Top-level ev's like the Model 3 are already superior for most drivers. The only problem is cost, and that is being fixed in the coming years through steadily falling battery prices.

Other use cases like aviation and ocean boats are more difficult. It may well be that synfuels made with renewable energy will be the solution there.


True but gas turbines (not ICEs, those are mainly used on small aircraft) can reach a theoretical efficiency of 30% while electric motor efficiency of 92…93% is quite common. So you can multiply that number by 1/3 since 2/3 becomes heat.


With turbofans and turbojets it gets a little harder as well, since unlike stationary turbine generators, not all "waste heat" is actually wasted, when considering thrust-specific fuel consumption.


ICEs are way heavy for their power.

I agree that we will produce and burn synthetic fuel for flight long into the future. But this is going to burn in turbines for flying in atmosphere, and in rocket engines for getting to orbit.


The only metric with planes that matters is $/mile. A soon as something flies far enough with enough payload, energy density stops being an issue. It doesn't matter that the plane is going to be four times the weight if it gets from A to B at a fraction of the cost. Think 100$ hamburgers turning into 5$ coffee runs because of vastly reduced fuel cost and maintenance cost.

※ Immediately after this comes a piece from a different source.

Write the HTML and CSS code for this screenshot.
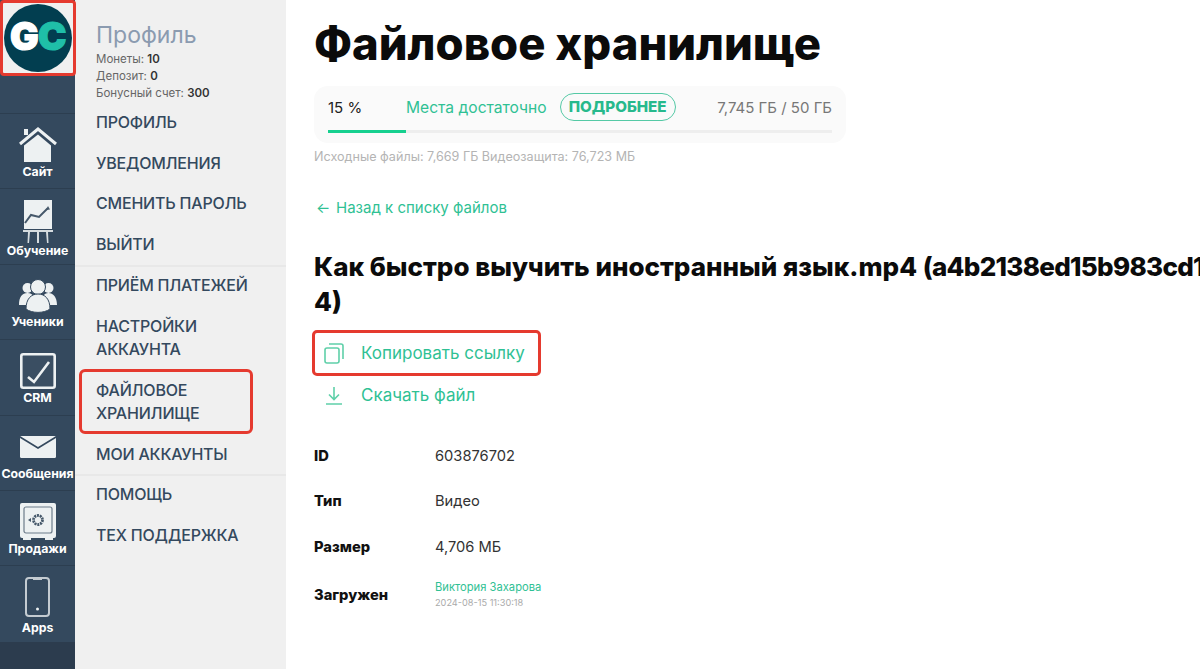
FILE: index.html
```html
<!DOCTYPE html>
<html lang="ru">
<head>
<meta charset="utf-8">
<title>Файловое хранилище</title>
<link rel="stylesheet" href="styles.css">
</head>
<body>
<div class="app">
  <nav class="rail">
    <div class="logo-box">
      <svg class="logo" viewBox="0 0 68 68"><circle cx="34" cy="34" r="34" fill="#023e50"/><text x="6" y="46" class="logo-g">G</text><text x="34" y="46" class="logo-c">C</text></svg>
    </div>
    <div class="rail-spacer"></div>
    <a class="rail-item item-home">
      <svg class="ri" viewBox="0 0 38 36"><path d="M5 2h4v6H5z" fill="#edf1f2"/><path d="M1 17 19 2l18 15" fill="none" stroke="#edf1f2" stroke-width="3"/><path d="M19 7.500 32 18.500V35H5V18.500z" fill="#edf1f2"/></svg>
      <span>Сайт</span>
    </a>
    <a class="rail-item item-learn">
      <svg class="ri" viewBox="0 0 32 45"><path d="M2 1h28v29H2z" fill="#edf1f2"/><path d="M3 24l6-8 8 2 9-9" fill="none" stroke="#45586a" stroke-width="2"/><path d="M26 7l2 3.500-4 .5z" fill="#45586a"/><path d="M1 31h30v2H1zM6 33h2l-1 11H5.500zM15 33h2v11h-2zM24 33h2l.5 11H25z" fill="#d6dcdf"/></svg>
      <span>Обучение</span>
    </a>
    <a class="rail-item item-users">
      <svg class="ri" viewBox="0 0 38 34"><circle cx="8.500" cy="9" r="5" fill="#edf1f2"/><circle cx="29.500" cy="9" r="5" fill="#edf1f2"/><path d="M0 26c0-8 3-12 8.500-12S16 18 16 26zM22 26c0-8 3-12 7.500-12S38 18 38 26z" fill="#edf1f2"/><circle cx="19" cy="8" r="7.500" fill="#edf1f2" stroke="#34495e"/><path d="M7 30c0-10 5-15 12-15s12 5 12 15c-6 4.500-18 4.500-24 0z" fill="#edf1f2" stroke="#34495e"/></svg>
      <span>Ученики</span>
    </a>
    <a class="rail-item item-crm">
      <svg class="ri" viewBox="0 0 36 36"><rect x="1.300" y="1.300" width="33.400" height="33.400" rx="2" fill="#3a4e62" stroke="#edf1f2" stroke-width="2.600"/><path d="M8 24l6 5 15-20" fill="none" stroke="#edf1f2" stroke-width="2.600"/></svg>
      <span>CRM</span>
    </a>
    <a class="rail-item item-mail">
      <svg class="ri" viewBox="0 0 36 22"><rect width="36" height="22" rx="1.500" fill="#edf1f2"/><path d="M0 1l18 11L36 1" fill="none" stroke="#34495e" stroke-width="1.600"/></svg>
      <span>Сообщения</span>
    </a>
    <a class="rail-item item-safe">
      <svg class="ri" viewBox="0 0 36 37"><rect width="36" height="35" rx="2" fill="#edf1f2"/><rect x="4" y="4" width="28" height="26" rx="2" fill="none" stroke="#6d7c8a" stroke-width="1.200"/><circle cx="18" cy="17" r="4.500" fill="none" stroke="#45586a" stroke-width="2.800" stroke-dasharray="2 .8"/><path d="M8 17l3-2v4z" fill="#45586a"/><path d="M3 35h8v2H3zM25 35h8v2h-8z" fill="#edf1f2"/></svg>
      <span>Продажи</span>
    </a>
    <a class="rail-item item-apps">
      <svg class="ri" viewBox="0 0 25 40"><rect x="1" y="1" width="23" height="38" rx="3" fill="none" stroke="#c4cbd1" stroke-width="2"/><path d="M8 1h9v2H8z" fill="#c4cbd1"/><circle cx="12.500" cy="32" r="1.500" fill="#edf1f2"/></svg>
      <span>Apps</span>
    </a>
    <div class="rail-end"></div>
  </nav>

  <aside class="menu">
    <div class="profile">
      <div class="profile-title">Профиль</div>
      <div class="stat">Монеты: <b>10</b></div>
      <div class="stat">Депозит: <b>0</b></div>
      <div class="stat">Бонусный счет: <b>300</b></div>
    </div>
    <ul class="group">
      <li>ПРОФИЛЬ</li>
      <li>УВЕДОМЛЕНИЯ</li>
      <li>СМЕНИТЬ ПАРОЛЬ</li>
      <li>ВЫЙТИ</li>
    </ul>
    <ul class="group">
      <li>ПРИЁМ ПЛАТЕЖЕЙ</li>
      <li>НАСТРОЙКИ АККАУНТА</li>
      <li class="marked">ФАЙЛОВОЕ ХРАНИЛИЩЕ</li>
      <li>МОИ АККАУНТЫ</li>
    </ul>
    <ul class="group">
      <li>ПОМОЩЬ</li>
      <li>ТЕХ ПОДДЕРЖКА</li>
    </ul>
  </aside>

  <main class="content">
    <h1>Файловое хранилище</h1>
    <section class="quota">
      <div class="quota-row">
        <span class="pct">15 %</span>
        <span class="enough">Места достаточно</span>
        <span class="more">ПОДРОБНЕЕ</span>
        <span class="used">7,745 ГБ / 50 ГБ</span>
      </div>
      <div class="bar"><div class="bar-fill"></div></div>
    </section>
    <p class="files-note">Исходные файлы: 7,669 ГБ Видеозащита: 76,723 МБ</p>
    <a class="back"><span class="back-arrow">←</span>Назад к списку файлов</a>
    <h2>Как быстро выучить иностранный язык.mp4 <span class="hash">(a4b2138ed15b983cd1</span><br>4)</h2>
    <a class="action action-marked">
      <svg class="act-icon" viewBox="0 0 20 21"><rect x="1" y="5" width="14" height="15" rx="2" fill="none" stroke="#5fd0a9" stroke-width="1.600"/><path d="M5 1h12a2 2 0 0 1 2 2v13" fill="none" stroke="#5fd0a9" stroke-width="1.600"/></svg>
      <span>Копировать ссылку</span>
    </a>
    <a class="action action-plain">
      <svg class="act-icon" viewBox="0 0 20 21"><path d="M10 2v12M5 9.500l5 5 5-5M2 19h16" fill="none" stroke="#5fd0a9" stroke-width="1.600"/></svg>
      <span>Скачать файл</span>
    </a>
    <dl class="props">
      <dt>ID</dt><dd>603876702</dd>
      <dt>Тип</dt><dd>Видео</dd>
      <dt>Размер</dt><dd>4,706 МБ</dd>
      <dt class="row-tall">Загружен</dt>
      <dd class="row-tall uploader"><span class="name">Виктория Захарова</span><span class="date">2024-08-15 11:30:18</span></dd>
    </dl>
  </main>
</div>
</body>
</html>
```
FILE: styles.css
```css
* { box-sizing: border-box; }
html, body { margin: 0; height: 100%; overflow: hidden; background: #fff; }
body { font-family: Inter, "Noto Sans", sans-serif; color: #111; }
.app { display: flex; width: 1200px; height: 669px; overflow: hidden; }

.rail { width: 75px; flex: none; background: #34495e; display: flex; flex-direction: column; }
.logo-box { height: 76px; width: 76px; flex: none; background: #f0f0f0; border: 3px solid #e53a2f; border-radius: 4px; display: flex; align-items: center; justify-content: center; position: relative; z-index: 1; }
.logo { width: 68px; height: 68px; display: block; flex: none; }
.logo-g, .logo-c { font: 900 38px Inter, sans-serif; stroke-width: 1.200px; }
.logo-g { fill: #fff; stroke: #fff; }
.logo-c { fill: #1fbfa8; stroke: #1fbfa8; }
.rail-spacer { height: 38px; flex: none; border-bottom: 1px solid #2c3e50; }
.rail-item { height: 75.400px; flex: none; border-bottom: 1px solid #2c3e50; color: #fff; display: flex; flex-direction: column; align-items: center; font-size: 12.300px; font-weight: 700; line-height: 14px; white-space: nowrap; }
.rail-item span { display: block; }
.ri { display: block; flex: none; }
.item-home { padding-top: 13px; }
.item-home .ri { width: 38px; height: 36px; }
.item-home span { margin-top: 2px; }
.item-learn { padding-top: 10px; }
.item-learn .ri { width: 32px; height: 45px; }
.item-learn span { margin-top: 0; }
.item-users { padding-top: 14px; }
.item-users .ri { width: 38px; height: 34px; }
.item-users span { margin-top: 2px; }
.item-crm { padding-top: 13px; }
.item-crm .ri { width: 36px; height: 36px; }
.item-crm span { margin-top: 2px; }
.item-mail { padding-top: 20px; }
.item-mail .ri { width: 36px; height: 22px; }
.item-mail span { margin-top: 9px; }
.item-safe { padding-top: 12px; }
.item-safe .ri { width: 36px; height: 37px; }
.item-safe span { margin-top: 2px; }
.item-apps { padding-top: 11px; border-bottom: 0; }
.item-apps .ri { width: 25px; height: 40px; }
.item-apps span { margin-top: 4px; }
.rail-end { flex: 1; background: #2c3c4e; }

.menu { width: 211px; flex: none; background: #f0f0f0; padding: 22px 0 0; }
.profile { padding-left: 21px; }
.profile-title { font-size: 23px; line-height: 26px; margin-bottom: 3px; color: #8b9bb0; font-weight: 400; }
.stat { font-size: 11.500px; line-height: 17px; color: #666; }
.stat b { color: #333; font-weight: 600; }
.group { list-style: none; margin: 0 0 -2px; padding: 0; border-bottom: 2px solid #e8e8e8; }
.group:last-child { border-bottom: 0; }
.group li { padding: 8.900px 10px 8.900px 21px; font-size: 16px; line-height: 23px; font-weight: 500; color: #34495e; letter-spacing: -.2px; }
.group .marked { margin: -.5px 33px -.5px 4px; padding: 6.500px 10px 6.500px 14px; border: 3px solid #e53a2f; border-radius: 6px; }

.content { flex: 1; min-width: 0; padding-left: 28px; }
h1 { margin: 17px 0 0; font-size: 45.400px; line-height: 54px; font-weight: 800; color: #0b0b0b; white-space: nowrap; }
.quota { width: 532px; height: 57px; margin-top: 15px; padding: 7px 14px 0; background: #fafafa; border-radius: 14px; }
.quota-row { display: flex; align-items: center; height: 28px; font-size: 15px; }
.pct { width: 78px; flex: none; color: #222; }
.enough { color: #2fc194; margin-right: 13px; font-size: 15.600px; }
.more { border: 1px solid #54c9a5; border-radius: 14px; height: 28px; line-height: 26px; padding: 0 8px; color: #27b98c; font-weight: 800; font-size: 15.200px; }
.used { margin-left: auto; color: #777; }
.bar { height: 3px; margin-top: 9px; background: #eee; }
.bar-fill { width: 15.500%; height: 3px; background: #16d08f; }
.files-note { margin: 6px 0 0; font-size: 12.600px; line-height: 16px; color: #b4b4b4; }
.back { display: flex; margin-top: 34px; font-size: 15px; line-height: 18px; color: #2fc194; }
.back-arrow { margin-left: 2px; width: 20px; flex: none; }
h2 { margin: 32px 0 0; font-size: 26px; line-height: 35px; font-weight: 800; color: #0b0b0b; white-space: nowrap; }
.hash { letter-spacing: -.7px; }
.action { display: flex; align-items: center; font-size: 17px; color: #2fc194; }
.action-marked { width: 229px; height: 46px; margin: 11px 0 0 -2px; border: 3px solid #e53a2f; border-radius: 5px; padding-left: 9px; gap: 17px; }
.action-plain { height: 38px; margin-left: 10px; gap: 17px; }
.act-icon { width: 20px; height: 21px; flex: none; }
.props { display: grid; grid-template-columns: 121px 1fr; margin: 19px 0 0; font-size: 14.700px; }
.props dt { font-weight: 800; height: 45.500px; display: flex; align-items: center; color: #111; }
.props dd { margin: 0; height: 45.500px; display: flex; align-items: center; color: #333; }
.props .row-tall { height: 51px; }
.props .uploader { flex-direction: column; align-items: flex-start; justify-content: center; }
.name { font-size: 11.200px; line-height: 15px; color: #2fc194; }
.date { font-size: 9.200px; line-height: 15px; color: #aaa; }
```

You see the same pattern with EVs. All of the cool ones are really heavy compared to the ICE cars they compete with. But they still go really fast and pretty far. So, you see much heavier Tesla's making formerly cool ICE sports cars look sluggish and outdated. And lets be honest, those never had any kind of fuel economy (or range) worth talking about because they burn fuel at obscene rates to get that speed. Being obscenely noisy and inefficient was kind of the point of owning one.